╭──
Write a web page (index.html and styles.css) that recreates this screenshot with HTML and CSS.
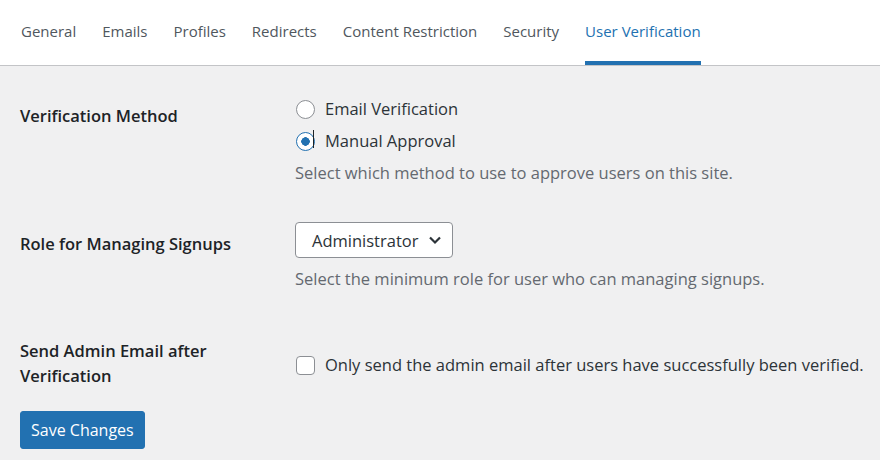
FILE: index.html
```html
<!DOCTYPE html>
<html>

<head>
    <title>User Verification</title>
    <link rel="stylesheet" href="styles.css">
</head>

<body>
    <nav class="tabs">
        <a class="tab">General</a>
        <a class="tab">Emails</a>
        <a class="tab">Profiles</a>
        <a class="tab">Redirects</a>
        <a class="tab">Content Restriction</a>
        <a class="tab">Security</a>
        <a class="tab active">User Verification</a>
    </nav>

    <div class="content">

        <div class="row row-method">
            <div class="label">Verification Method</div>
            <div class="field">
                <label class="option"><input type="radio" name="method" class="radio"> Email Verification</label>
                <label class="option"><input type="radio" name="method" class="radio" checked><span class="caret"></span> Manual Approval</label>
                <p class="desc">Select which method to use to approve users on this site.</p>
            </div>
        </div>

        <div class="row row-role">
            <div class="label">Role for Managing Signups</div>
            <div class="field">
                <div class="select">
                    Administrator
                    <svg class="chevron" width="14" height="14" viewBox="0 0 14 14"><path d="M2 4.5 L7 9.5 L12 4.5" fill="none" stroke="#2c3338" stroke-width="2.2"/></svg>
                </div>
                <p class="desc">Select the minimum role for user who can managing signups.</p>
            </div>
        </div>

        <div class="row row-admin">
            <div class="label">Send Admin Email after Verification</div>
            <div class="field">
                <label class="option"><input type="checkbox" class="check"> Only send the admin email after users have successfully been verified.</label>
            </div>
        </div>

        <button class="button">Save Changes</button>
    </div>
</body>

</html>
```

FILE: styles.css
```css
body {
    margin: 0;
    background: #f0f0f1;
    font-family: "Open Sans", "Noto Sans", sans-serif;
    font-size: 16.5px;
    color: #1d2327;
}

.tabs {
    display: flex;
    gap: 26px;
    height: 65px;
    padding-left: 21px;
    background: #fff;
    border-bottom: 1px solid #c3c4c7;
    font-size: 15px;
}

.tab {
    display: flex;
    align-items: center;
    height: 61px;
    color: #50575e;
    border-bottom: 4px solid transparent;
}

.tab.active {
    color: #2271b1;
    border-bottom-color: #2271b1;
}

.content {
    padding: 27px 0 0 20px;
}

.row {
    display: grid;
    grid-template-columns: 275px 1fr;
}

.label {
    font-weight: 600;
    line-height: 25px;
    width: 215px;
}

.row-method .label {
    padding-top: 10px;
}

.option {
    display: flex;
    align-items: center;
    line-height: 32px;
    color: #2c3338;
    white-space: nowrap;
    position: relative;
}

.radio,
.check {
    appearance: none;
    flex-shrink: 0;
    margin: 0 10px 0 1px;
    width: 19px;
    height: 19px;
    border: 1px solid #8c8f94;
    background: #fff;
    box-sizing: border-box;
}

.radio {
    border-radius: 50%;
}

.radio:checked {
    border-color: #2271b1;
    background: radial-gradient(circle, #2271b1 0 4px, #fff 4.5px);
}

.caret {
    position: absolute;
    left: 18px;
    top: 5px;
    width: 1px;
    height: 18px;
    background: #1d2327;
}

.check {
    border-radius: 4px;
}

.desc {
    margin: 0;
    line-height: 32px;
    color: #646970;
    white-space: nowrap;
}

.row-role {
    margin-top: 33px;
}

.row-role .label {
    padding-top: 9px;
}

.select {
    display: flex;
    align-items: center;
    justify-content: space-between;
    gap: 10px;
    width: 158px;
    height: 36px;
    box-sizing: border-box;
    padding: 0 10px 0 16px;
    background: #fff;
    border: 1px solid #8c8f94;
    border-radius: 4px;
    color: #2c3338;
    white-space: nowrap;
}

.chevron {
    flex-shrink: 0;
}

.row-role .desc {
    margin-top: 5px;
}

.row-admin {
    margin-top: 43px;
}

.row-admin .field {
    padding-top: 11px;
}

.button {
    margin-top: 23px;
    height: 38px;
    padding: 0 10px;
    background: #2271b1;
    border: 1px solid #2271b1;
    border-radius: 3px;
    color: #fff;
    font-family: inherit;
    font-size: 16px;
}
```
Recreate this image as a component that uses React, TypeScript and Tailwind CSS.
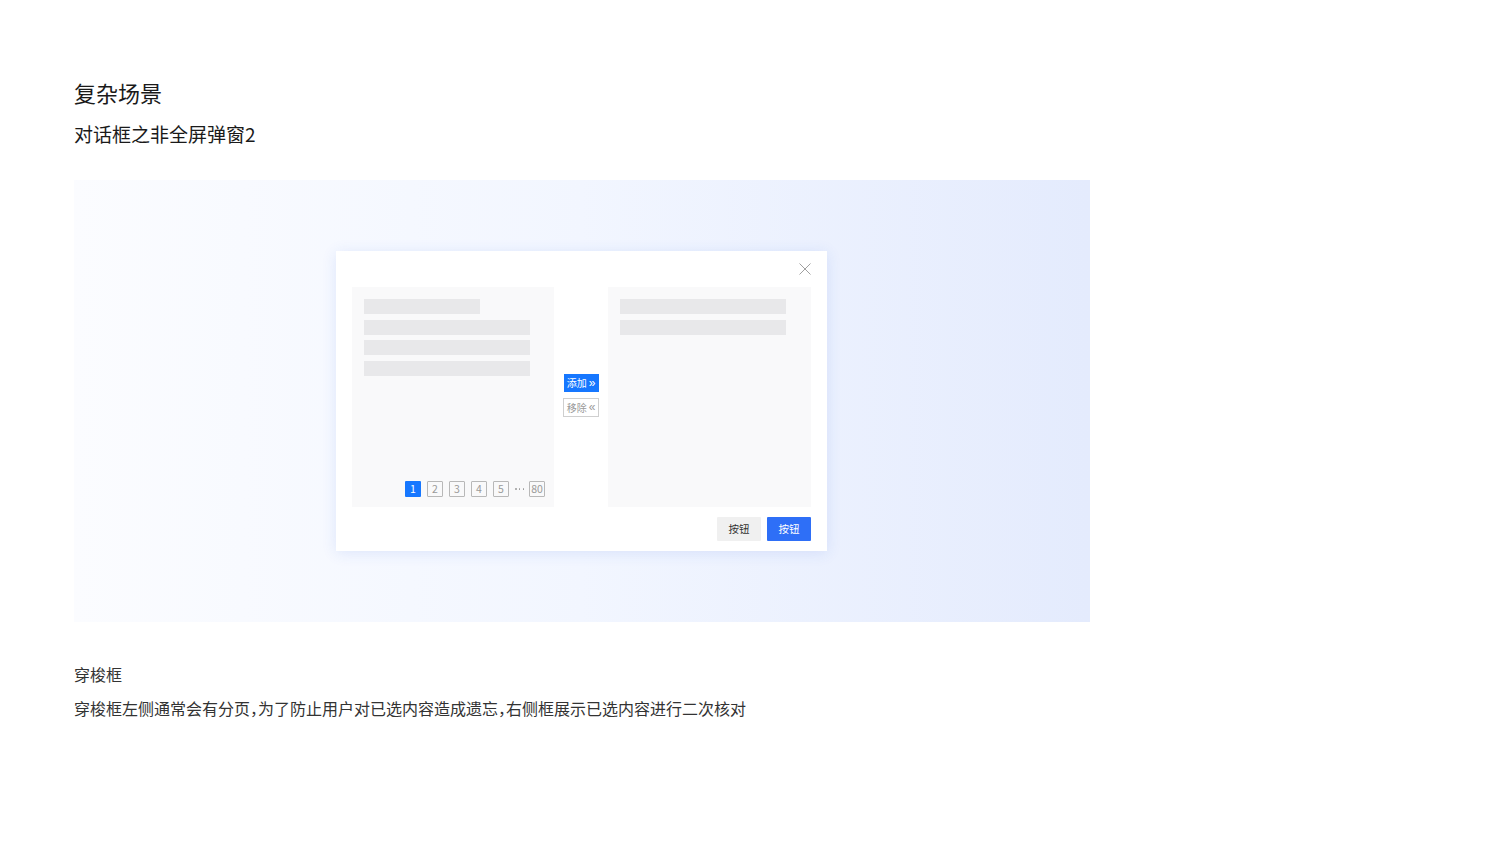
╰──
REQUEST:
Reproduce every record above exactly, omitting the pictures.

SOLUTION TO THIS PROBLEM:
Write a web page (index.html and styles.css) that recreates this screenshot with HTML and CSS.
FILE: index.html
```html
<!DOCTYPE html>
<html>

<head>
    <title>User Verification</title>
    <link rel="stylesheet" href="styles.css">
</head>

<body>
    <nav class="tabs">
        <a class="tab">General</a>
        <a class="tab">Emails</a>
        <a class="tab">Profiles</a>
        <a class="tab">Redirects</a>
        <a class="tab">Content Restriction</a>
        <a class="tab">Security</a>
        <a class="tab active">User Verification</a>
    </nav>

    <div class="content">

        <div class="row row-method">
            <div class="label">Verification Method</div>
            <div class="field">
                <label class="option"><input type="radio" name="method" class="radio"> Email Verification</label>
                <label class="option"><input type="radio" name="method" class="radio" checked><span class="caret"></span> Manual Approval</label>
                <p class="desc">Select which method to use to approve users on this site.</p>
            </div>
        </div>

        <div class="row row-role">
            <div class="label">Role for Managing Signups</div>
            <div class="field">
                <div class="select">
                    Administrator
                    <svg class="chevron" width="14" height="14" viewBox="0 0 14 14"><path d="M2 4.5 L7 9.5 L12 4.5" fill="none" stroke="#2c3338" stroke-width="2.2"/></svg>
                </div>
                <p class="desc">Select the minimum role for user who can managing signups.</p>
            </div>
        </div>

        <div class="row row-admin">
            <div class="label">Send Admin Email after Verification</div>
            <div class="field">
                <label class="option"><input type="checkbox" class="check"> Only send the admin email after users have successfully been verified.</label>
            </div>
        </div>

        <button class="button">Save Changes</button>
    </div>
</body>

</html>
```

FILE: styles.css
```css
body {
    margin: 0;
    background: #f0f0f1;
    font-family: "Open Sans", "Noto Sans", sans-serif;
    font-size: 16.5px;
    color: #1d2327;
}

.tabs {
    display: flex;
    gap: 26px;
    height: 65px;
    padding-left: 21px;
    background: #fff;
    border-bottom: 1px solid #c3c4c7;
    font-size: 15px;
}

.tab {
    display: flex;
    align-items: center;
    height: 61px;
    color: #50575e;
    border-bottom: 4px solid transparent;
}

.tab.active {
    color: #2271b1;
    border-bottom-color: #2271b1;
}

.content {
    padding: 27px 0 0 20px;
}

.row {
    display: grid;
    grid-template-columns: 275px 1fr;
}

.label {
    font-weight: 600;
    line-height: 25px;
    width: 215px;
}

.row-method .label {
    padding-top: 10px;
}

.option {
    display: flex;
    align-items: center;
    line-height: 32px;
    color: #2c3338;
    white-space: nowrap;
    position: relative;
}

.radio,
.check {
    appearance: none;
    flex-shrink: 0;
    margin: 0 10px 0 1px;
    width: 19px;
    height: 19px;
    border: 1px solid #8c8f94;
    background: #fff;
    box-sizing: border-box;
}

.radio {
    border-radius: 50%;
}

.radio:checked {
    border-color: #2271b1;
    background: radial-gradient(circle, #2271b1 0 4px, #fff 4.5px);
}

.caret {
    position: absolute;
    left: 18px;
    top: 5px;
    width: 1px;
    height: 18px;
    background: #1d2327;
}

.check {
    border-radius: 4px;
}

.desc {
    margin: 0;
    line-height: 32px;
    color: #646970;
    white-space: nowrap;
}

.row-role {
    margin-top: 33px;
}

.row-role .label {
    padding-top: 9px;
}

.select {
    display: flex;
    align-items: center;
    justify-content: space-between;
    gap: 10px;
    width: 158px;
    height: 36px;
    box-sizing: border-box;
    padding: 0 10px 0 16px;
    background: #fff;
    border: 1px solid #8c8f94;
    border-radius: 4px;
    color: #2c3338;
    white-space: nowrap;
}

.chevron {
    flex-shrink: 0;
}

.row-role .desc {
    margin-top: 5px;
}

.row-admin {
    margin-top: 43px;
}

.row-admin .field {
    padding-top: 11px;
}

.button {
    margin-top: 23px;
    height: 38px;
    padding: 0 10px;
    background: #2271b1;
    border: 1px solid #2271b1;
    border-radius: 3px;
    color: #fff;
    font-family: inherit;
    font-size: 16px;
}
```
Recreate this image as a component that uses React, TypeScript and Tailwind CSS.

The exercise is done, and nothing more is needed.